SINGAPORE – There were 43 measles cases in the first four months of this year, nearly three times the number seen during the same period last year, said Health Minister Gan Kim Yong on Tuesday (May 7).

All were sporadic or had a limited spread and there was no community outbreak, he said, adding that the cases were a result of increased measles outbreaks around the world, as Singapore, being a travel hub, is more exposed to imported cases.

Speaking in Parliament, he noted: “In recent years, there has been a global increase in measles outbreaks because of declining vaccination coverage in many countries.

“This has resulted in a significant increase of non-immune individuals in the community, making it easier for the disease to spread.”

Global measles cases up 300 per cent year-on-year

Mr Gan said 33 out of the 43 cases involved individuals who had not been vaccinated against the disease. Nine of those were infants under a year old, who were not yet due for vaccination, while the rest were a mix of children and adults.

The measles, mumps and rubella (MMR) vaccine is generally given in two doses: the first when a baby turns a year old and the second when the child is between 15 and 18 months old.

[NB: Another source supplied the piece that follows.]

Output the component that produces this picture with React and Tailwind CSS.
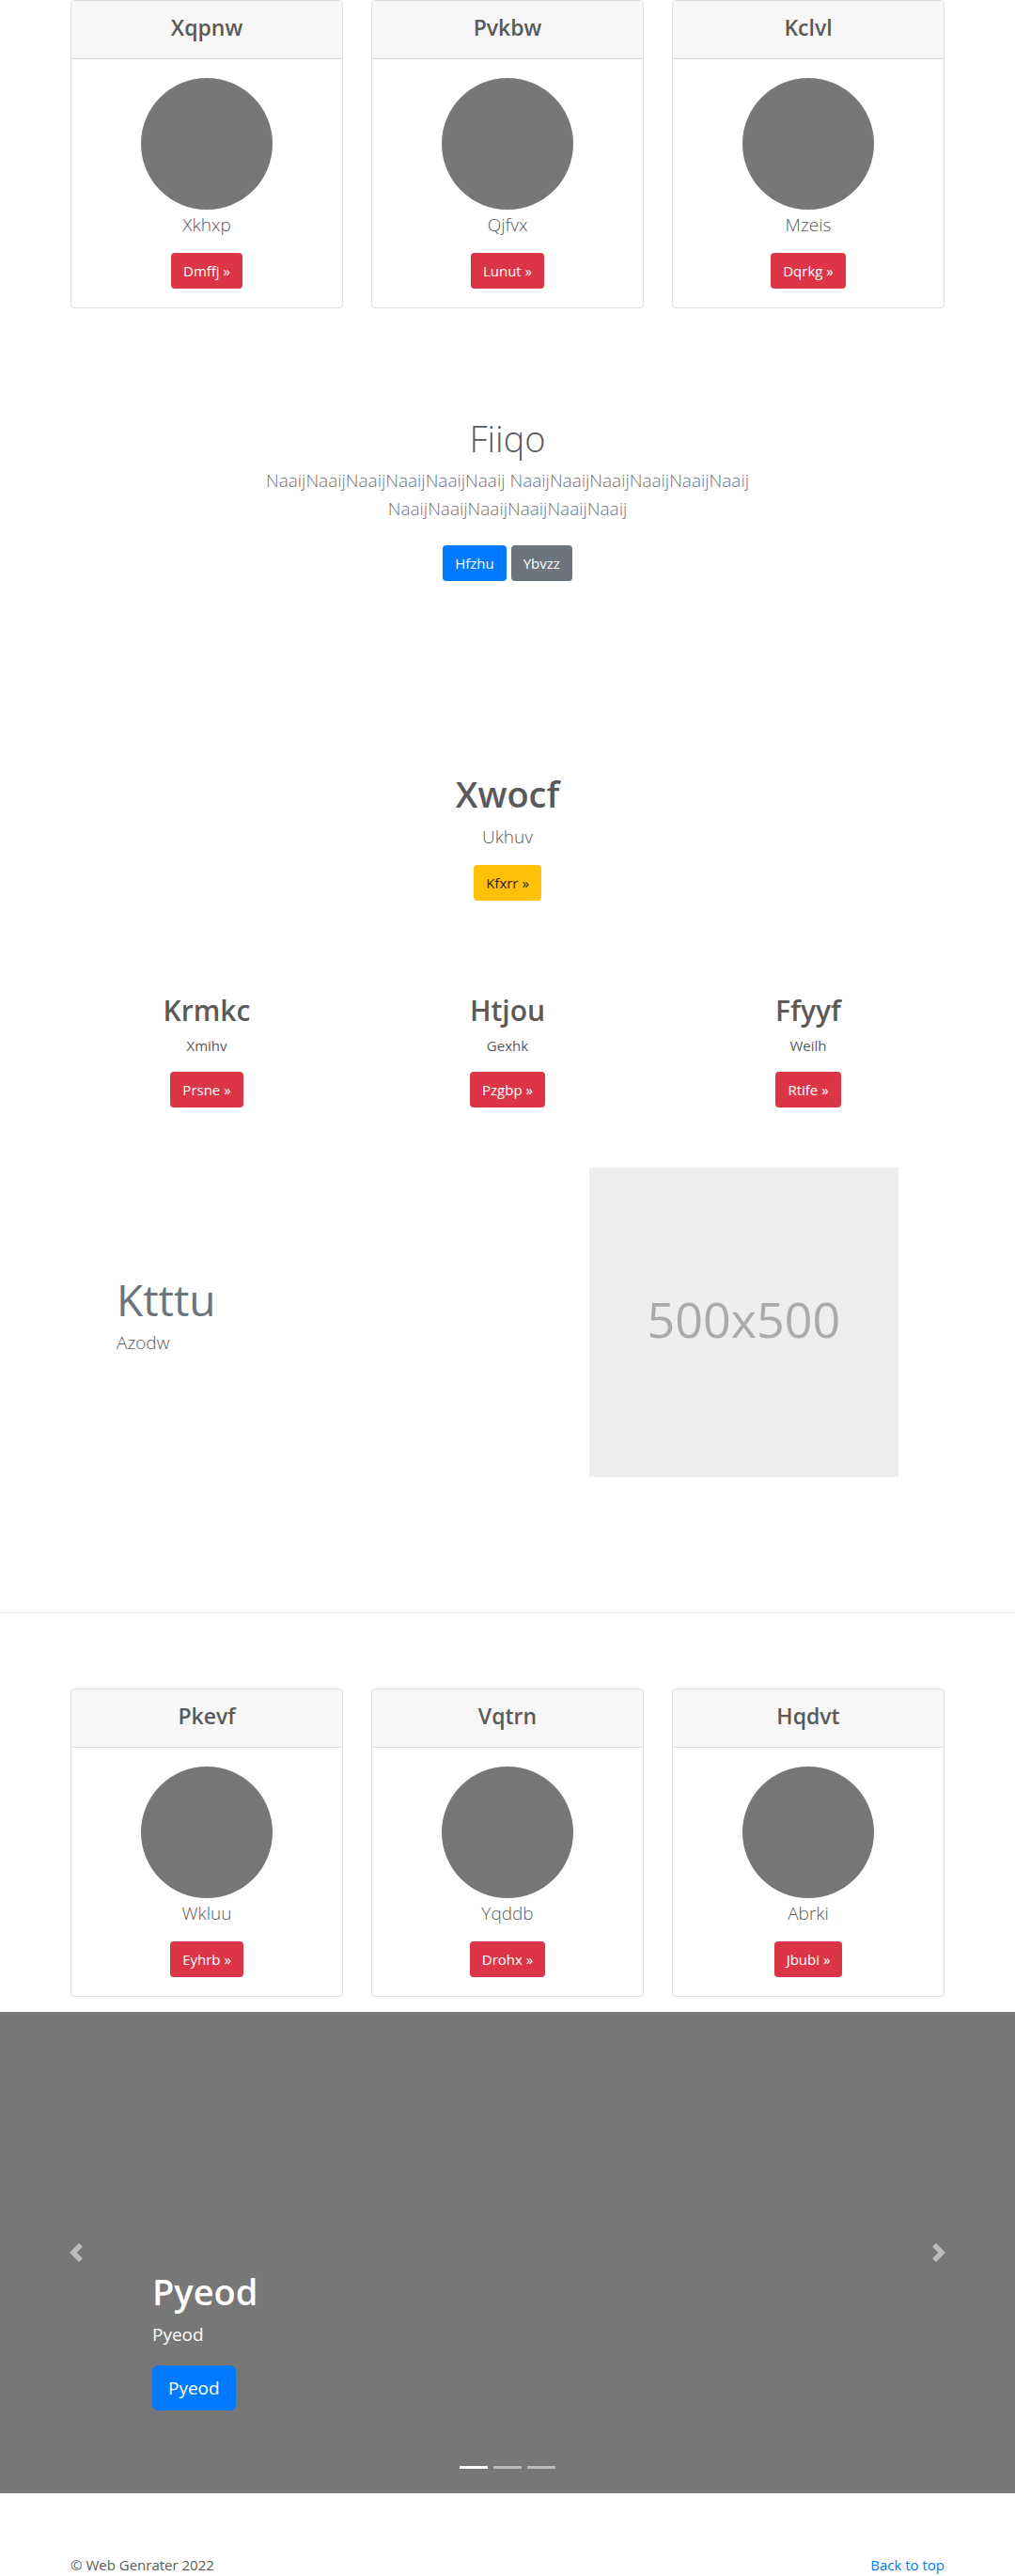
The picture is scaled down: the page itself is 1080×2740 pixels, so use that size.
const topCards = [
  { title: "Xqpnw", text: "Xkhxp", action: "Dmffj »" },
  { title: "Pvkbw", text: "Qjfvx", action: "Lunut »" },
  { title: "Kclvl", text: "Mzeis", action: "Dqrkg »" },
];

const bottomCards = [
  { title: "Pkevf", text: "Wkluu", action: "Eyhrb »" },
  { title: "Vqtrn", text: "Yqddb", action: "Drohx »" },
  { title: "Hqdvt", text: "Abrki", action: "Jbubi »" },
];

const columns = [
  { title: "Krmkc", text: "Xmihv", action: "Prsne »" },
  { title: "Htjou", text: "Gexhk", action: "Pzgbp »" },
  { title: "Ffyyf", text: "Weilh", action: "Rtife »" },
];

const tones = {
  danger: "bg-[#dc3545] text-white",
  primary: "bg-[#007bff] text-white",
  secondary: "bg-[#6c757d] text-white",
  warning: "bg-[#ffc107] text-[#212529]",
};

function Button({ tone, children }) {
  return (
    <button
      type="button"
      className={`h-[38px] cursor-pointer rounded px-[13px] text-[15px] leading-6 ${tones[tone]}`}
    >
      {children}
    </button>
  );
}

function Container({ className = "", children }) {
  return <div className={`mx-auto w-full max-w-[960px] px-[15px] ${className}`}>{children}</div>;
}

function CardRow({ cards }) {
  return (
    <Container className="grid grid-cols-3 gap-[30px]">
      {cards.map((card) => (
        <article
          key={card.title}
          className="overflow-hidden rounded border border-[#dfdfdf] bg-white text-center"
        >
          <header className="border-b border-[#d8d8d8] bg-[#f7f7f7] px-5 pt-3 pb-[17px]">
            <h4 className="text-[23px] leading-8 font-semibold">{card.title}</h4>
          </header>
          <div className="flex flex-col items-center p-5">
            <div className="size-[140px] rounded-full bg-[#777]" />
            <p className="mb-3.5 text-[19px] leading-8 font-light">{card.text}</p>
            <Button tone="danger">{card.action}</Button>
          </div>
        </article>
      ))}
    </Container>
  );
}

function Chevron({ d }) {
  return (
    <svg viewBox="0 0 8 8" className="size-5" fill="#fff" aria-hidden="true">
      <path d={d} />
    </svg>
  );
}

function Carousel() {
  return (
    <section className="relative mt-4 h-[512px] bg-[#777]">
      <div className="absolute inset-x-[15%] bottom-[88px] text-white">
        <h1 className="mb-1 text-[38px] leading-[52px] font-semibold">Pyeod</h1>
        <p className="mb-[17px] text-[19px] leading-8">Pyeod</p>
        <button
          type="button"
          className="block h-12 cursor-pointer rounded-md bg-[#007bff] px-[17px] text-[19px] leading-8"
        >
          Pyeod
        </button>
      </div>
      <button
        type="button"
        aria-label="Previous"
        className="absolute inset-y-0 left-0 flex w-[15%] cursor-pointer items-center justify-center opacity-50"
      >
        <Chevron d="M5.25 0l-4 4 4 4 1.5-1.5L4.25 4l2.5-2.5L5.25 0z" />
      </button>
      <button
        type="button"
        aria-label="Next"
        className="absolute inset-y-0 right-0 flex w-[15%] cursor-pointer items-center justify-center opacity-50"
      >
        <Chevron d="M2.75 0l-1.5 1.5L3.75 4l-2.5 2.5L2.75 8l4-4-4-4z" />
      </button>
      <div className="absolute inset-x-[15%] bottom-[26px] flex justify-center gap-[6px]">
        <button type="button" aria-label="Slide 1" className="h-[3px] w-[30px] cursor-pointer bg-white" />
        <button type="button" aria-label="Slide 2" className="h-[3px] w-[30px] cursor-pointer bg-white/50" />
        <button type="button" aria-label="Slide 3" className="h-[3px] w-[30px] cursor-pointer bg-white/50" />
      </div>
    </section>
  );
}

export default function App() {
  return (
    <div className="bg-white font-['Open_Sans','Noto_Sans',sans-serif] text-[15px] leading-6 text-[#5a5a5a]">
      <main>
        <CardRow cards={topCards} />

        <section className="mx-auto mt-28 max-w-[610px] text-center">
          <h1 className="mb-1 text-[38px] leading-[52px] font-light">Fiiqo</h1>
          <p className="mb-6 text-[19px] leading-[30px] font-light text-[#6c757d]">
            NaaijNaaijNaaijNaaijNaaijNaaij NaaijNaaijNaaijNaaijNaaijNaaij
            NaaijNaaijNaaijNaaijNaaijNaaij
          </p>
          <div className="flex justify-center gap-[5px]">
            <Button tone="primary">Hfzhu</Button>
            <Button tone="secondary">Ybvzz</Button>
          </div>
        </section>

        <section className="mt-[200px] flex flex-col items-center text-center">
          <h1 className="mb-1 text-[38px] leading-[52px] font-semibold">Xwocf</h1>
          <p className="mb-3.5 text-[19px] leading-8 font-light">Ukhuv</p>
          <Button tone="warning">Kfxrr »</Button>
        </section>

        <Container className="mt-24 grid grid-cols-3 gap-[30px]">
          {columns.map((column) => (
            <section key={column.title} className="flex flex-col items-center text-center">
              <h2 className="mb-1 text-[30px] leading-[42px] font-semibold">{column.title}</h2>
              <p className="mb-4">{column.text}</p>
              <Button tone="danger">{column.action}</Button>
            </section>
          ))}
        </Container>

        <section className="mx-auto mt-16 grid max-w-[832px] grid-cols-12 items-center gap-[30px]">
          <div className="col-span-7">
            <h2 className="mb-1 text-[46px] leading-[54px] text-[#6c757d]">Ktttu</h2>
            <p className="mb-4 text-[19px] leading-[30px] font-light">Azodw</p>
          </div>
          <div className="col-span-5 flex aspect-square items-center justify-center bg-[#eee] pb-2 text-[52px] text-[#aaa]">
            500x500
          </div>
        </section>

        <hr className="mt-36 mb-20 border-t border-[#e5e5e5]" />

        <CardRow cards={bottomCards} />
        <Carousel />
      </main>

      <footer className="mt-16">
        <Container className="flex justify-between">
          <p>© Web Genrater 2022</p>
          <a href="#" className="text-[#007bff]">
            Back to top
          </a>
        </Container>
      </footer>
    </div>
  );
}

Vaccination is mandatory for local children and foreign children applying for long-term Singapore passes.

Health Ministry’s figures show 95 per cent of children receive the first dose by age two, with 93 per cent receiving the second dose by age seven.

“We are monitoring the global and local situation closely. We have alerted our doctors to look out for measles cases and notify the ministry promptly so that actions can be taken to prevent disease spread,” Mr Gan said.

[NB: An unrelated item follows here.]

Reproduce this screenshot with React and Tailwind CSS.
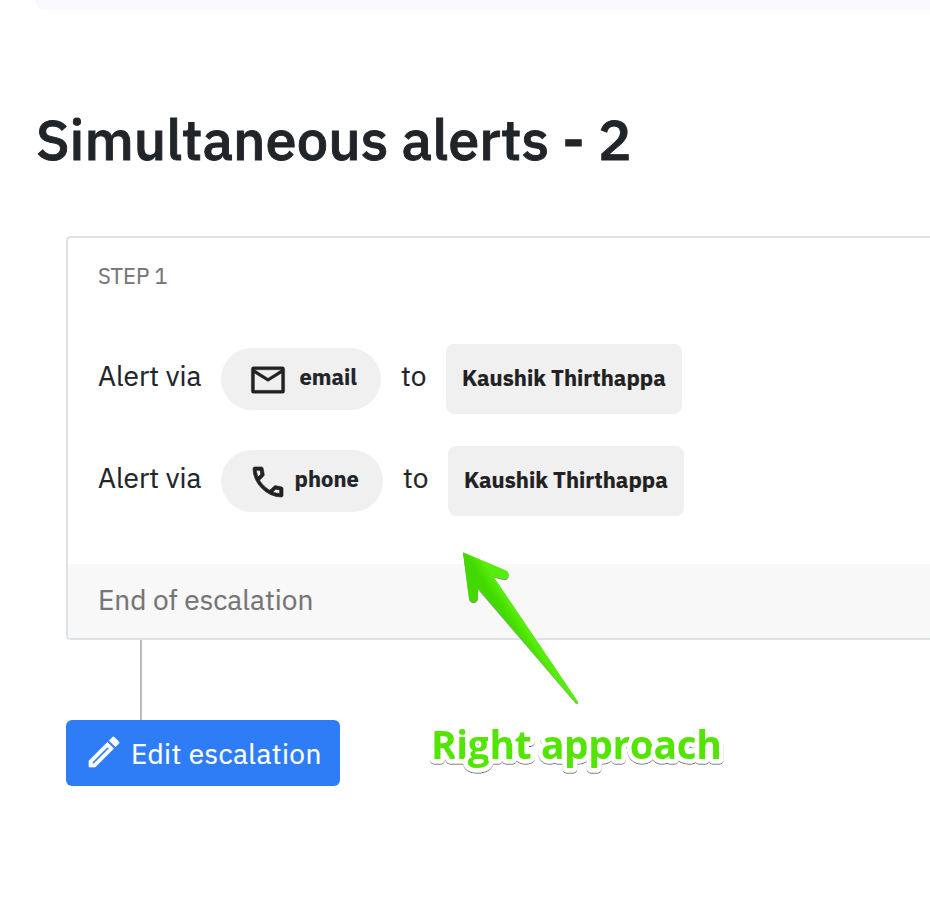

Dr Chia Shi-Lu (Tanjong Pagar GRC) asked Mr Gan for the reasons parents do not get their children vaccinated, and if any action will be taken against these parents.

For example, he said, some countries have banned unvaccinated children from attending school while others have contemplated imposing financial penalties on such parents.

Mr Gan said most parents who had not vaccinated their children were “passive” about it.

“(They were) waiting for the next convenient occasion to bring their children for vaccination, and unfortunately, sometimes that occasion never came,” he said.

In other cases, parents decided to get their child vaccinated the next time they went to a doctor but the child was then unwell and cannot be vaccinated.

Currently, the Health Promotion Board sends reminders to parents whose children have not completed their vaccinations by age two.

But the Health Ministry is considering sending reminders to parents ahead of vaccination due dates, to ensure children are protected as early as possible, the minister said.

The ministry is also looking at how it can ensure that children who go to pre-schools are vaccinated, as well as making sure that childcare workers are vaccinated or immune to the disease so as to protect the children in their care.